Yes, that's extremely helpful. Vf going down as temp goes up makes more sense now that you explain it. And I do see that number in the datasheet which I didn't know how to use before; it's -3.2 to -3.0 mV/C.
The thermal conditions for the LED as I'll have it mounted are close to ideal: the slug is soldered to a star MCPCB which is thermal-greased and pressed into the flat back end of a copper pipe end cap, which is mounted facing backwards on the bike rack, so the slug will be facing into the wind. There'll be considerable airflow directly on the part of the cap with the shortest thermal path to the die, and the cap is big enough to provide a bit of thermal mass as well as being a heatsink. So, as you say, running a 700mA part around 300mA in that kind of environment should result in very small changes in die temperature, at least while I'm moving.
Given your quick calculations, I don't think it's necessary to do the complex spreadsheet you mention to find exact numbers for current draw as I think your 10% change sounds like a reasonable amount.
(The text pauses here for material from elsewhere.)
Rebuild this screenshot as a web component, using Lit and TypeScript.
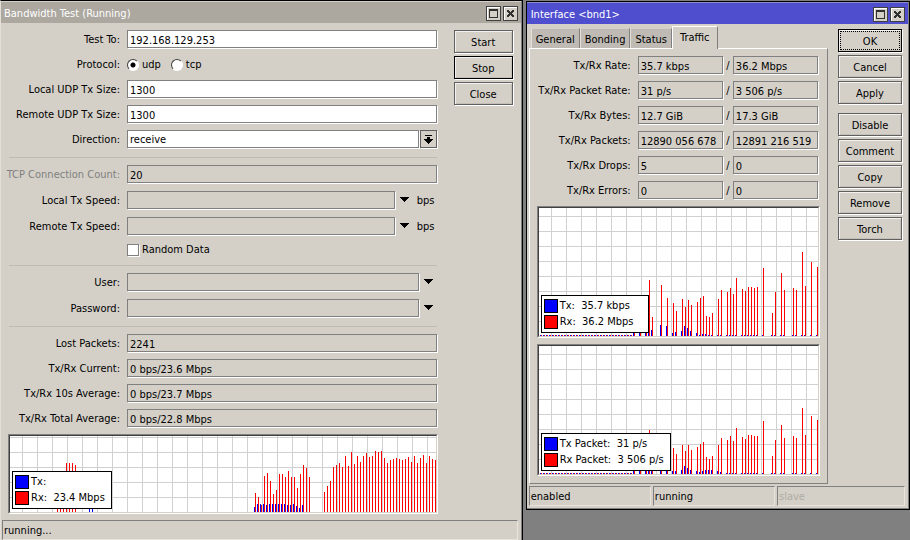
import { LitElement, html, svg, css } from "lit";
import { customElement, property } from "lit/decorators.js";

/** One sample: [slot counted from the right edge, height in pixels]. */
type Sample = [number, number];

interface Series {
  label: string;
  value: string;
  samples: Sample[];
}

const run = (first: number, heights: number[]): Sample[] =>
  heights.map((h, i): Sample => [first + i, h]).filter(([, h]) => h > 0);

const testRx: Sample[] = [
  ...run(0, [52, 53, 56, 49, 57, 54, 49, 56, 50, 55, 53, 52, 53, 54, 53, 52, 49, 54, 61, 60, 61, 56, 55, 59, 56, 50, 56, 48, 60, 46, 56, 45, 49, 47, 45, 31, 26, 20]),
  ...run(42, [35, 44, 47, 38, 24, 35, 35, 41, 35, 38, 38, 22, 18, 31, 39, 36, 7, 15, 19]),
  ...run(120, [47, 49, 49, 49, 20, 12, 5]),
];
const testTx: Sample[] = [
  ...run(44, [7, 4, 6, 8, 7, 7, 8, 8, 8, 8, 8, 8, 7, 8, 8, 8, 5]),
  ...run(114, [5, 4]),
];

const idle = (h: number): Sample[] => run(62, Array.from({ length: 31 }, () => h));

const rateRx: Sample[] = [
  ...run(0, [69, 0, 74, 0, 50, 84, 0, 46, 48, 0, 0, 46, 63, 0, 44, 23, 0, 0, 68, 0]),
  ...run(20, [49, 48, 49, 49, 45, 47, 0, 58, 42, 48, 44, 0, 46, 37, 0, 23, 19, 20, 40, 38]),
  ...run(40, [34, 0, 31, 36, 29, 37, 0, 25, 33, 0, 38, 0, 51, 0, 0, 19, 56, 5, 0, 5, 0, 4]),
  ...idle(1),
];
const rateTx: Sample[] = [
  ...run(0, [1, 0, 1, 0, 1, 1, 0, 1, 1, 0, 0, 1, 1, 0, 1, 1, 0, 0, 1, 0]),
  ...run(20, [1, 1, 1, 1, 1, 1, 0, 1, 1, 1, 1, 0, 1, 1, 0, 1, 1, 2, 2, 1]),
  ...run(40, [3, 0, 5, 8, 10, 5, 0, 4, 3, 0, 10, 0, 11, 0, 0, 6, 5, 4, 0, 5, 0, 4]),
  ...idle(1),
];
const packetRx: Sample[] = [
  ...run(0, [54, 0, 58, 0, 39, 66, 0, 36, 38, 0, 0, 36, 49, 0, 34, 18, 0, 0, 53, 0]),
  ...run(20, [38, 38, 39, 39, 35, 37, 0, 46, 33, 38, 34, 0, 36, 29, 0, 18, 15, 17, 32, 30]),
  ...run(40, [27, 0, 24, 29, 23, 29, 0, 20, 26, 0, 29, 0, 40, 0, 0, 15, 44, 4, 0, 4, 0, 4]),
  ...idle(1),
];
const packetTx: Sample[] = [
  ...run(0, [1, 0, 1, 0, 1, 1, 0, 1, 1, 0, 0, 1, 1, 0, 1, 1, 0, 0, 1, 0]),
  ...run(20, [1, 1, 1, 1, 1, 1, 0, 1, 1, 1, 1, 0, 2, 3, 0, 4, 4, 4, 3, 2]),
  ...run(40, [3, 0, 4, 6, 8, 4, 0, 3, 3, 0, 8, 0, 9, 0, 0, 5, 4, 4, 0, 4, 0, 4]),
  ...idle(1),
];

const base = css`
  * {
    box-sizing: border-box;
  }
  :host {
    display: block;
    font-family: "DejaVu Sans Condensed", "DejaVu Sans", Tahoma, sans-serif;
    font-size: 11px;
    line-height: 14px;
    color: #000;
  }
  button,
  input,
  select {
    font: inherit;
    color: inherit;
    margin: 0;
    border-radius: 0;
    outline: none;
  }
`;

@customElement("traffic-graph")
export class TrafficGraph extends LitElement {
  @property({ attribute: false }) tx: Series = { label: "Tx:", value: "", samples: [] };
  @property({ attribute: false }) rx: Series = { label: "Rx:", value: "", samples: [] };

  static styles = [
    base,
    css`
      :host {
        border: 1px solid;
        border-color: #808080 #fff #fff #808080;
      }
      .plot {
        position: relative;
        height: 100%;
        overflow: hidden;
        border: 1px solid;
        border-color: #404040 #d4d0c8 #d4d0c8 #404040;
        background-color: #fff;
        background-image: linear-gradient(to right, #d0d0d0 1px, transparent 1px),
          linear-gradient(to bottom, #d0d0d0 1px, transparent 1px);
        background-size: 15px 15px;
        background-position: 12px 0, 0 100%;
      }
      .bars {
        display: block;
        width: 100%;
        height: 100%;
      }
      .tx {
        fill: #00f;
        background: #00f;
      }
      .rx {
        fill: #f00;
        background: #f00;
      }
      .legend {
        position: absolute;
        left: 2px;
        bottom: 3px;
        display: grid;
        gap: 2px;
        min-width: var(--legend-width, 0);
        padding: 3px 6px 3px 2px;
        border: 1px solid #000;
        background: #fff;
        white-space: pre;
      }
      .item {
        display: flex;
        gap: 2px;
      }
      .swatch {
        width: 14px;
        height: 14px;
        border: 1px solid #000;
      }
    `,
  ];

  private bars(samples: Sample[], cls: string, shift: number) {
    return samples.map(
      ([slot, h]) => svg`<rect class=${cls} x=${-(slot * 3 + shift)} y=${-h} width="1" height=${h}></rect>`
    );
  }

  render() {
    return html`
      <div class="plot">
        <svg class="bars" shape-rendering="crispEdges" aria-hidden="true">
          <svg x="100%" y="100%" overflow="visible">
            ${this.bars(this.rx.samples, "rx", 1)} ${this.bars(this.tx.samples, "tx", 2)}
          </svg>
        </svg>
        <div class="legend">
          <div class="item"><span class="swatch tx"></span><span>${this.tx.label}  ${this.tx.value}</span></div>
          <div class="item"><span class="swatch rx"></span><span>${this.rx.label}  ${this.rx.value}</span></div>
        </div>
      </div>
    `;
  }
}

@customElement("app-root")
export class AppRoot extends LitElement {
  static styles = [
    base,
    css`
      :host {
        min-height: 100vh;
        background: #808080;
      }
      .desktop {
        display: flex;
        align-items: flex-start;
        gap: 3px;
      }
      .window {
        min-width: 0;
        background: #d4d0c8;
        border: 1px solid #000;
        box-shadow: inset -1px 0 #808080;
      }
      .test {
        flex: 523 1 0;
        border-left-color: #e4e0d8;
        border-bottom: 0;
      }
      .iface {
        flex: 384 1 0;
        margin-top: 1px;
        box-shadow: inset -1px -1px #808080;
      }
      .title {
        display: flex;
        align-items: center;
        gap: 2px;
        height: 22px;
        margin-right: 1px;
        padding: 1px 3px 0;
        border-top: 1px solid #d4d0c8;
        background: #aca8a0;
        color: #fff;
      }
      .iface .title {
        padding-left: 4px;
        border-top-color: #8c8cc8;
        background: #4e4ecf;
      }
      .title h1 {
        flex: 1;
        margin: 0;
        padding-top: 2px;
        font-size: 11px;
        font-weight: normal;
        white-space: nowrap;
      }
      .tool {
        display: block;
        width: 15px;
        height: 15px;
        padding: 0;
        border: 1px solid #404040;
        background: #d4d0c8;
        box-shadow: inset 1px 1px #fff;
      }
      .glyph {
        display: block;
      }
      .content {
        display: flex;
        align-items: flex-start;
      }
      .test .content {
        gap: 16px;
        padding: 7px 9px 6px 7px;
      }
      .iface .content {
        gap: 10px;
        padding: 2px 7px 2px 2px;
      }
      .main {
        flex: 1;
        min-width: 0;
      }
      .rows {
        display: grid;
        gap: 7px;
        padding-right: 1px;
      }
      .rows.loose {
        gap: 8px;
      }
      .row {
        display: flex;
        align-items: center;
        gap: 7px;
        height: 18px;
      }
      .name {
        flex: none;
        display: flex;
        justify-content: flex-end;
        width: 112px;
        padding-top: 2px;
        white-space: nowrap;
      }
      .dim {
        color: #808080;
      }
      .entry {
        flex: 1;
        min-width: 0;
        width: 100%;
        height: 18px;
        padding: 2px 2px 0;
        border: 1px solid #808080;
        background: #fff;
        box-shadow: 1px 1px #fff;
        appearance: none;
      }
      .entry.flat {
        background: #d4d0c8;
      }
      .combo {
        flex: 1;
        min-width: 0;
        display: flex;
        align-items: center;
        gap: 1px;
      }
      .drop {
        display: block;
        padding: 0;
        border: 0;
        background: none;
      }
      .drop.boxed {
        width: 17px;
        height: 18px;
        border: 1px solid #606060;
        box-shadow: 1px 1px #fff;
      }
      .drop.bare {
        width: 17px;
        height: 14px;
        padding: 0 4px;
      }
      .unit {
        width: 23px;
        padding: 2px 0 0 3px;
      }
      .choice {
        display: flex;
        align-items: center;
        gap: 3px;
      }
      .choices {
        display: flex;
        gap: 10px;
        padding-top: 2px;
      }
      .radio {
        width: 12px;
        height: 12px;
        border: 1px solid;
        border-color: #404040 #fff #fff #404040;
        border-radius: 50%;
        background: #fff;
        appearance: none;
      }
      .radio:checked {
        background: radial-gradient(circle, #000 2px, #fff 3px);
      }
      .check {
        width: 12px;
        height: 12px;
        border: 1px solid #808080;
        background: #fff;
        box-shadow: 1px 1px #fff;
        appearance: none;
      }
      .random {
        height: 13px;
        padding-left: 119px;
      }
      .rule {
        height: 1px;
        margin: 9px 1px 7px;
        border: 0;
        background: #bfbbb4;
      }
      .test-graph {
        height: 80px;
        margin-top: 7px;
      }
      .actions {
        flex: none;
        display: grid;
        gap: 3px;
        width: 59px;
      }
      .iface .actions {
        width: 64px;
        padding-top: 3px;
      }
      .group {
        display: grid;
        gap: 3px;
      }
      .group + .group {
        margin-top: 6px;
      }
      .action {
        height: 23px;
        padding: 2px 0 0;
        border: 1px solid #606060;
        background: #d4d0c8;
        box-shadow: inset 1px 1px #f4f2ee, inset -1px -1px #c4c0b8, 1px 1px #fff;
      }
      .action.strong {
        border-color: #000;
      }
      .action.focus {
        outline: 1px dotted #000;
        outline-offset: -3px;
      }
      .status {
        display: flex;
        gap: 2px;
        margin: 0 4px 0 1px;
      }
      .iface .status {
        margin: 0 4px 3px 2px;
      }
      .cell {
        flex: 1 1 0;
        height: 20px;
        padding: 3px 1px 1px;
        border: 1px solid;
        border-color: #808080 #e8e4dc #e8e4dc #808080;
      }
      .cell.off {
        flex-grow: 1.05;
        color: #b0aca4;
      }
      .tabs {
        display: flex;
        align-items: flex-end;
        padding: 0 2px;
      }
      .tab {
        height: 20px;
        padding: 2px 4px 0;
        border: 1px solid;
        border-color: #d4d0c8 #808080 #808080 #e4e0d8;
        border-bottom: 0;
        background: #bfbbb4;
        white-space: nowrap;
      }
      .tab.on {
        position: relative;
        z-index: 1;
        height: 23px;
        margin-bottom: -1px;
        padding: 0 7px 1px;
        border-color: #fff #808080 #fff #fff;
        background: #d4d0c8;
      }
      .panel {
        padding: 7px;
        border: 1px solid;
        border-color: #fff #808080 #808080 #fff;
      }
      .panel .rows {
        padding-right: 2px;
      }
      .panel .name {
        width: 94px;
      }
      .pair {
        flex: 1;
        min-width: 0;
        display: flex;
        align-items: center;
      }
      .slash {
        flex: none;
        width: 10px;
        padding-top: 2px;
        text-align: center;
      }
      .panel-graph {
        --legend-width: 108px;
        height: 132px;
        margin-top: 7px;
      }
      .panel-graph + .panel-graph {
        margin-top: 6px;
      }
    `,
  ];

  private arrow() {
    return html`<svg class="glyph" width="9" height="12" shape-rendering="crispEdges" aria-hidden="true">
      <path d="M0 3h9v1h-1v1h-1v1h-1v1h-1v1h-1v-1h-1v-1h-1v-1h-1v-1h-1z"></path>
    </svg>`;
  }

  private titleBar(text: string) {
    return html`<header class="title">
      <h1>${text}</h1>
      <button class="tool" aria-label="Maximize">
        <svg class="glyph" width="13" height="13" shape-rendering="crispEdges">
          <path fill="#303030" fill-rule="evenodd" d="M2 2h9v9H2zM3 4v6h7V4z"></path>
        </svg>
      </button>
      <button class="tool" aria-label="Close window">
        <svg class="glyph" width="13" height="13" shape-rendering="crispEdges">
          <path fill="#303030" d="M3 3h2v1h1v1h1V4h1V3h2v2H9v1H8v1h1v1h1v2H8V9H7V8H6v1H5v1H3V8h1V7h1V6H4V5H3z"></path>
        </svg>
      </button>
    </header>`;
  }

  private field(id: string, label: string, value: string, flat = false, dim = false) {
    return html`<div class="row">
      <label class="name ${dim ? "dim" : ""}" for=${id}>${label}</label>
      <input class="entry ${flat ? "flat" : ""}" id=${id} .value=${value} ?readonly=${flat} />
    </div>`;
  }

  private dropField(id: string, label: string, unit = "") {
    return html`<div class="row">
      <label class="name" for=${id}>${label}</label>
      <div class="combo">
        <input class="entry flat" id=${id} />
        <button class="drop bare" aria-label="Show ${label}">${this.arrow()}</button>
        ${unit ? html`<span class="unit">${unit}</span>` : ""}
      </div>
    </div>`;
  }

  private pair(id: string, label: string, tx: string, rx: string) {
    return html`<div class="row">
      <label class="name" for=${id}>${label}</label>
      <div class="pair">
        <input class="entry flat" id=${id} .value=${tx} readonly />
        <span class="slash">/</span>
        <input class="entry flat" aria-label="${label} received" .value=${rx} readonly />
      </div>
    </div>`;
  }

  private buttons(names: string[], strong = "", focus = "") {
    return names.map(
      (n) => html`<button class="action ${n === strong ? "strong" : ""} ${n === focus ? "focus" : ""}">${n}</button>`
    );
  }

  private bandwidthTest() {
    return html`<section class="window test">
      ${this.titleBar("Bandwidth Test (Running)")}
      <div class="content">
        <div class="main">
          <div class="rows">
            ${this.field("to", "Test To:", "192.168.129.253")}
            <div class="row">
              <span class="name">Protocol:</span>
              <div class="choices">
                <label class="choice"><input class="radio" type="radio" name="protocol" checked />udp</label>
                <label class="choice"><input class="radio" type="radio" name="protocol" />tcp</label>
              </div>
            </div>
            ${this.field("local-size", "Local UDP Tx Size:", "1300")}
            ${this.field("remote-size", "Remote UDP Tx Size:", "1300")}
            <div class="row">
              <label class="name" for="direction">Direction:</label>
              <div class="combo">
                <select class="entry" id="direction">
                  <option selected>receive</option>
                  <option>send</option>
                  <option>both</option>
                </select>
                <button class="drop boxed" aria-label="Show directions">
                  <svg class="glyph" width="15" height="16" shape-rendering="crispEdges">
                    <path d="M4 4h7v1H4zM6 6h3v2h3v1h-1v1h-1v1H9v1H8v1H7v-1H6v-1H5v-1H4V9H3V8h3z"></path>
                  </svg>
                </button>
              </div>
            </div>
          </div>
          <hr class="rule" />
          <div class="rows loose">
            ${this.field("tcp-count", "TCP Connection Count:", "20", true, true)}
            ${this.dropField("local-speed", "Local Tx Speed:", "bps")}
            ${this.dropField("remote-speed", "Remote Tx Speed:", "bps")}
            <label class="choice random"><input class="check" type="checkbox" />Random Data</label>
          </div>
          <hr class="rule" />
          <div class="rows loose">${this.dropField("user", "User:")} ${this.dropField("password", "Password:")}</div>
          <hr class="rule" />
          <div class="rows">
            ${this.field("lost", "Lost Packets:", "2241", true)}
            ${this.field("current", "Tx/Rx Current:", "0 bps/23.6 Mbps", true)}
            ${this.field("average", "Tx/Rx 10s Average:", "0 bps/23.7 Mbps", true)}
            ${this.field("total", "Tx/Rx Total Average:", "0 bps/22.8 Mbps", true)}
          </div>
          <traffic-graph
            class="test-graph"
            .tx=${{ label: "Tx:", value: "", samples: testTx }}
            .rx=${{ label: "Rx:", value: "23.4 Mbps", samples: testRx }}
          ></traffic-graph>
        </div>
        <div class="actions">${this.buttons(["Start", "Stop", "Close"], "Stop")}</div>
      </div>
      <footer class="status"><span class="cell">running...</span></footer>
    </section>`;
  }

  private interfaceWindow() {
    return html`<section class="window iface">
      ${this.titleBar("Interface <bnd1>")}
      <div class="content">
        <div class="main">
          <div class="tabs" role="tablist">
            ${["General", "Bonding", "Status", "Traffic"].map(
              (t) => html`<button class="tab ${t === "Traffic" ? "on" : ""}" role="tab">${t}</button>`
            )}
          </div>
          <div class="panel">
            <div class="rows">
              ${this.pair("rate", "Tx/Rx Rate:", "35.7 kbps", "36.2 Mbps")}
              ${this.pair("packet-rate", "Tx/Rx Packet Rate:", "31 p/s", "3 506 p/s")}
              ${this.pair("bytes", "Tx/Rx Bytes:", "12.7 GiB", "17.3 GiB")}
              ${this.pair("packets", "Tx/Rx Packets:", "12890 056 678", "12891 216 519")}
              ${this.pair("drops", "Tx/Rx Drops:", "5", "0")}
              ${this.pair("errors", "Tx/Rx Errors:", "0", "0")}
            </div>
            <traffic-graph
              class="panel-graph"
              .tx=${{ label: "Tx:", value: "35.7 kbps", samples: rateTx }}
              .rx=${{ label: "Rx:", value: "36.2 Mbps", samples: rateRx }}
            ></traffic-graph>
            <traffic-graph
              class="panel-graph"
              .tx=${{ label: "Tx Packet:", value: "31 p/s", samples: packetTx }}
              .rx=${{ label: "Rx Packet:", value: "3 506 p/s", samples: packetRx }}
            ></traffic-graph>
          </div>
        </div>
        <div class="actions">
          <div class="group">${this.buttons(["OK", "Cancel", "Apply"], "OK", "OK")}</div>
          <div class="group">${this.buttons(["Disable", "Comment", "Copy", "Remove", "Torch"])}</div>
        </div>
      </div>
      <footer class="status">
        <span class="cell">enabled</span><span class="cell">running</span><span class="cell off">slave</span>
      </footer>
    </section>`;
  }

  render() {
    return html`<main class="desktop">${this.bandwidthTest()} ${this.interfaceWindow()}</main>`;
  }
}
Also, given the thermal environment and the low power levels, I'll have considerable headroom for thermal runaway before anything bad starts happening.
Still, I think I'll run a little resistor in there just to have some safety. Using the wonderful LED Pro program, I can calculate various resistances, and using a variable resistor and my meter in real life tests, I can come up with some nicely acceptable value. I'll be able to set the adjustable buck regulator to output any voltage I want, so I can set it higher and use a larger series resistor for more safety, or set it lower and use a smaller series resistor for more efficiency. I think some experimentation will provide some good results.
It'll be at least 2 weeks before I have all the parts collected and can start building, but if anyone's interested, I'll post my progress and questions over in the bicycle forum. Wayne, thanks a lot for your excellent help!